Established, profitable LLC owners or single-owner businesses who are paying too much in self-employment tax and want to take home more of their money.
Comparison at a Glance
| Feature | LLC (Default) | C-Corporation | S-Corporation |
| Liability | Limited | Limited | Limited |
| Taxation | Pass-Through | Double Taxation | Pass-Through |
| How it’s Taxed | Profits pass to personal return. | Corp pays taxes, then shareholders pay taxes on dividends. | Owner pays self-employment tax on “reasonable salary” only. |
| Best For | Simplicity, flexibility, and basic protection. | Raising money from VCs and angel investors. | Saving money on self-employment taxes. |
Conclusion: Which One is Right for You?
The choice is foundational for your business.
- Choose an LLC if you are a new business, freelancer, or service provider and your main goal is liability protection and simplicity.

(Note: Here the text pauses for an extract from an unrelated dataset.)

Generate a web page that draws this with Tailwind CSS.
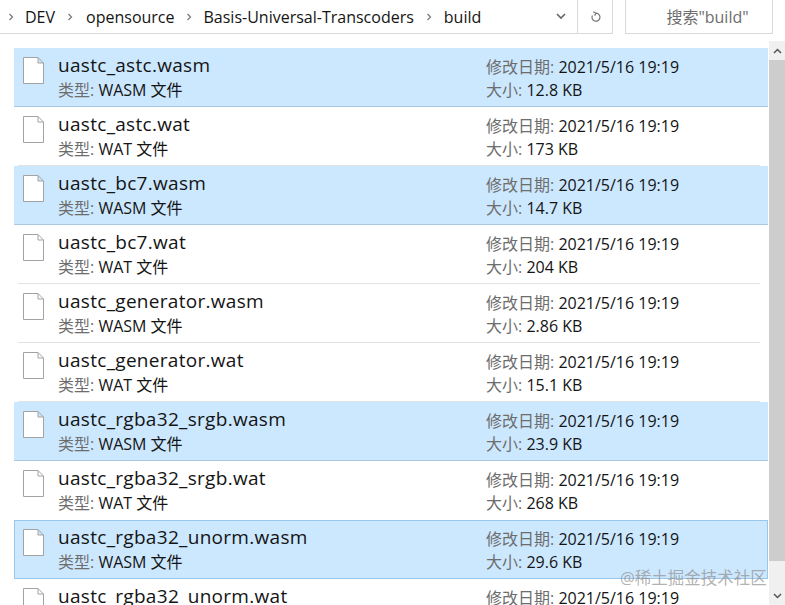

- Choose a C-Corp if your primary goal is to seek investment from VCs and grow into a large company.
- Choose an S-Corp (as a tax election) if your business is already established and profitable, and your main goal is to reduce your self-employment tax bill.
Your first step is almost always forming an LLC. It provides the protection you need from day one. Then, as your business grows in profitability, you can speak with your CPA about electing S-Corp status to save on taxes.